Ich hatte beschlossen, am nächsten Tage abzureisen, weil ich die letzte Woche des Karnevals in Rom verbringen wollte; ich bat daher den Herzog um Erlaubnis, Leonilda die fünftausend Dukaten schenken zu dürfen, die ich ihr als Witwengeld zugedacht hätte, wenn sie meine Frau geworden wäre.
»Da sie deine Tochter ist,« antwortete der Herzog, »darf und muß sie dieses Geschenk von ihrem Vater annehmen; wir können es ja als Mitgift bezeichnen.«
»Machst du mir das Vergnügen, meine Gabe anzunehmen, liebe Leonilda?«
»Ja, lieber Papa,« sagte sie mit einer zärtlichen Umarmung, »aber nur unter der Bedingung, daß du nach Neapel zurückkommst und mich besuchst, sobald du vernimmst, daß ich verheiratet bin.«
Ich versprach ihr dieses und habe Wort gehalten.
»Da du morgen abreisen willst, lieber Freund,« sagte der Herzog zu mir, »so will ich dir zu Ehren heute Abend den ganzen Adel Neapels bei mir sehen.

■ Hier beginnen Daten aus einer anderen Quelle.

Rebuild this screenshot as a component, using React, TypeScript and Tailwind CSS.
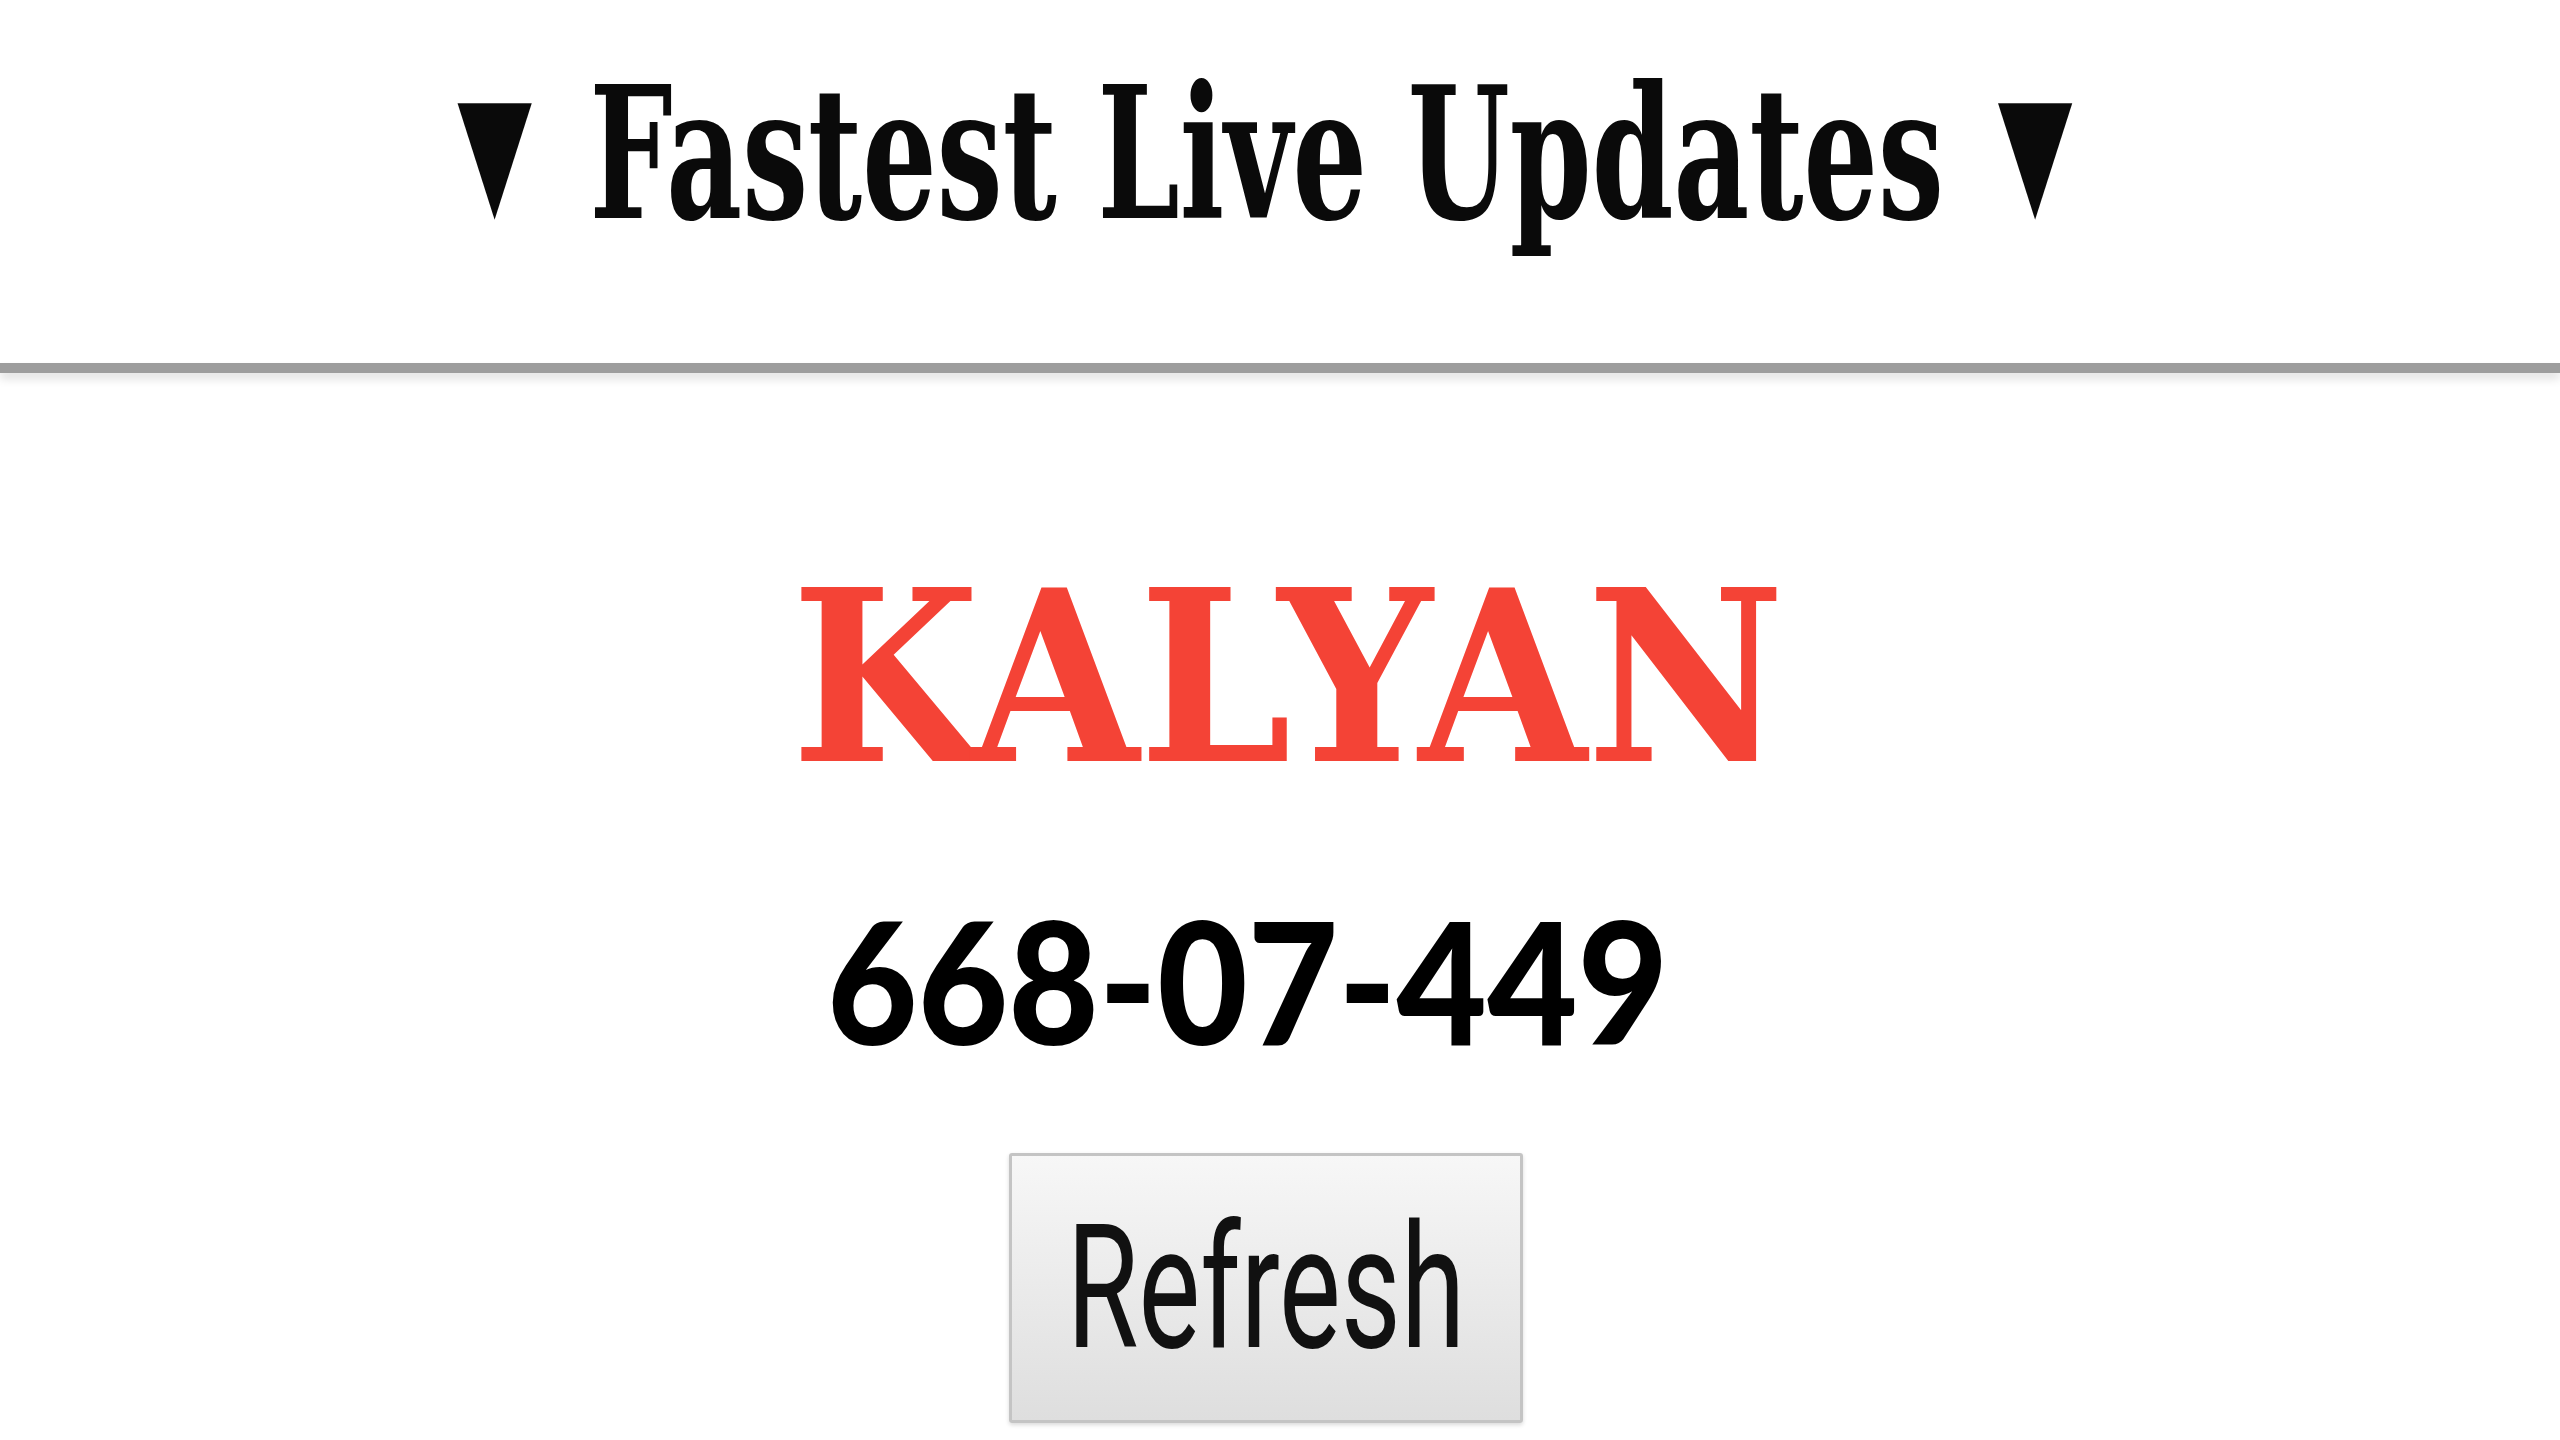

Ich lasse dich bei deiner Tochter; bei Tisch sehen wir uns wieder.«
Er ging, und ich speiste mit meiner Frau und mit meiner Tochter in ungetrübter Fröhlichkeit. Fast den ganzen Nachmittag verbrachte ich mit Leonilda; ich hielt mich in den Grenzen väterlicher Ehrbarkeit; doch geschah dieses vielleicht weniger aus Achtung vor der guten Sitte als infolge meiner nächtlichen Anstrengungen.
Wir küßten uns erst im Augenblick unserer Trennung, und Mutter und Tochter zeigten mir, wie schmerzlich ihnen meine Abreise war.
Nachdem ich auf das sorgfältigste Toilette gemacht hatte, begab ich mich zum Souper; ich fand etwa hundert Herren und Damen vom vornehmsten Adel versammelt. Die Herzogin war sehr liebenswürdig; als ich ihr zum Abschied die Hand küßte, war sie so gütig, mir zu sagen: »Ich hoffe, Don Giacomo, Ihr kurzer Aufenthalt in Neapel hat Ihnen keine unangenehmen Erinnerungen zurückgelassen, und Sie werden zuweilen mit Vergnügen an diese Tage denken.«
Ich erwiderte, ich könne nur mit Entzücken daran zurückdenken, besonders, nachdem sie sich an diesem Abend so gütig gegen mich gezeigt habe.
In der Tat konnte niemand daran zweifeln, daß Neapel mir glückliche Erinnerungen zurücklassen müsse.
Nachdem ich die Dienerschaft des Herzogs auf das freigebigste beschenkt hatte, begleitete dieser vornehme Herr, den das Glück so gut, aber die Natur, die ihm die süßesten Genüsse verwehrte, so schlecht behandelt hatte, mich bis an meinen Wagen, und ich reiste ab.